Finalmente, otro factor que hay que tener en cuenta a la hora de explicar la irrupción de las policías en las escuelas es la securitización escolar. Además de los casos que acabamos de mencionar arriba, en los últimos años hemos visto como padres y algunos directivos o inspectores escolares, presionan para que se instalen cámaras de vigilancia en las escuelas, adentro o afuera, cómo solicitan que se apueste un patrullero en la esquina cuando los chicos salen del establecimiento. Cada vez son más los directivos que llaman a la policía ante algunos hechos que, hasta entonces se resolvían citando a sus padres. No hay mucho espacio para desagregar esta cuestión, pero voy a decir lo siguiente: La sanción y la vigilancia empiezan a competir hoy día, y en forma cada vez más abierta, con la enseñanza (cuando no la reemplazan) en cuanto modos dominantes de socialización. Aparecen nuevos ritos que enmarcan nuevas rutinas con una lógica diferente. Vaya por caso la intensificación de la vigilancia en las escuelas. Pero no nos confundamos, no se trata del viejo sistema disciplinario recargado. Estamos asistiendo a una transformación que averiguamos es el pasaje del modelo disciplinario al modelo securitario. Ya no se busca encauzar o enderezar a los jóvenes, sino de contenerlos, es decir, evitar los riesgos que cada uno de ellos, sobre todo los más problemáticos, introducen en la vida cotidiana de la escuela. Si las disciplinas eran un saber-poder, el modelo securitario es un poder a secas. A la escuela no le interesa saber nada sobre los jóvenes o en todo caso saben muy poco. Sus indagaciones apuntan a testificar el riesgo que representa cada uno de los alumnos. Por eso, si las escuelas disciplinarias tenían en su horizonte a un sujeto homogéneo, individuos que había que igualar, universalizar; las escuelas securitarias, por el contrario, trabajan con sujetos de riesgo y tienen como meta clasificar y distribuirlos según el riesgo que cada individuo introduce en la comunidad educativa.  La securitización de las escuelas no es la consecuencia de la violencia en las escuelas. Esas violencias (la de los alumnos entre sí, o la de estos hacia los maestros o las instalaciones) son epifenómenos. La securitización es producto del abroquelamiento de la escuela (como dispositivo) ante una serie de crisis de que viene remando desde hace varias décadas.
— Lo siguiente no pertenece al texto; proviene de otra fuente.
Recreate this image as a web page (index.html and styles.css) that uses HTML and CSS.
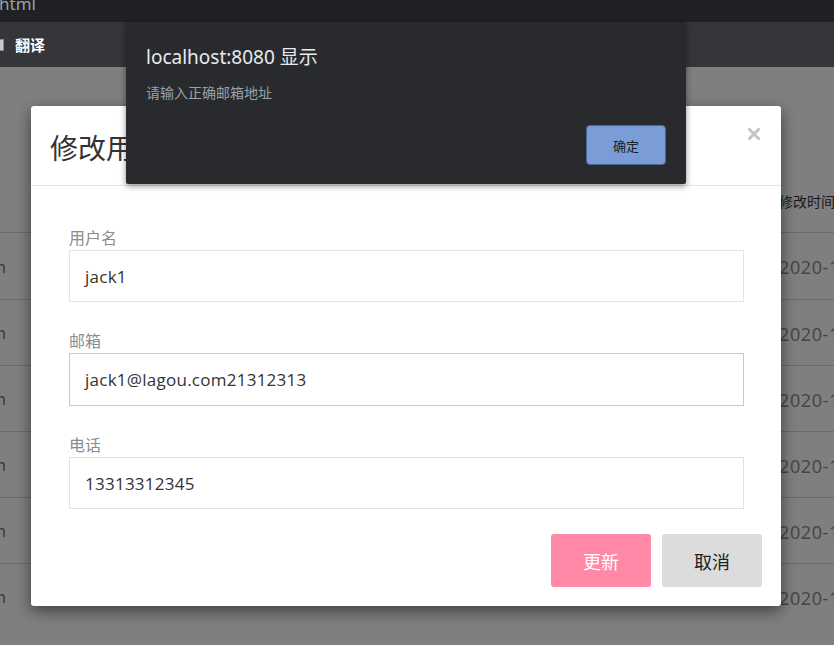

En definitiva, la irrupción de las policías es las escuelas es producto del miedo nuestro de cada día. El miedo, real o ficticio, explotado por el gobierno para desviar la atención hacia otros problemas, es el caballo de Troya de la cultura del control. El sentimiento de inseguridad crea condiciones para que las policías saturen las calles, los vecinos resentidos se armen, aumente la población prisonizada. No solo el miedo, sino una justicia que no controla, fiscales que no investigan, periodistas que se la pasan dando manija a la gente con sus coberturas truculentas y manipulando el dolor de las víctimas, legisladores oportunistas que mandan mensajes a la sociedad con proyectos de ley que están poniendo el estado de derecho más allá de los estándares internacionales de derechos humanos. Las policías van ganando cada vez mayor terreno, y su irrupción en las escuelas es prueba de ello.

*Este artículo fue publicado en el sitio La Tecla Eñe el domingo 21 de mayo de 2017.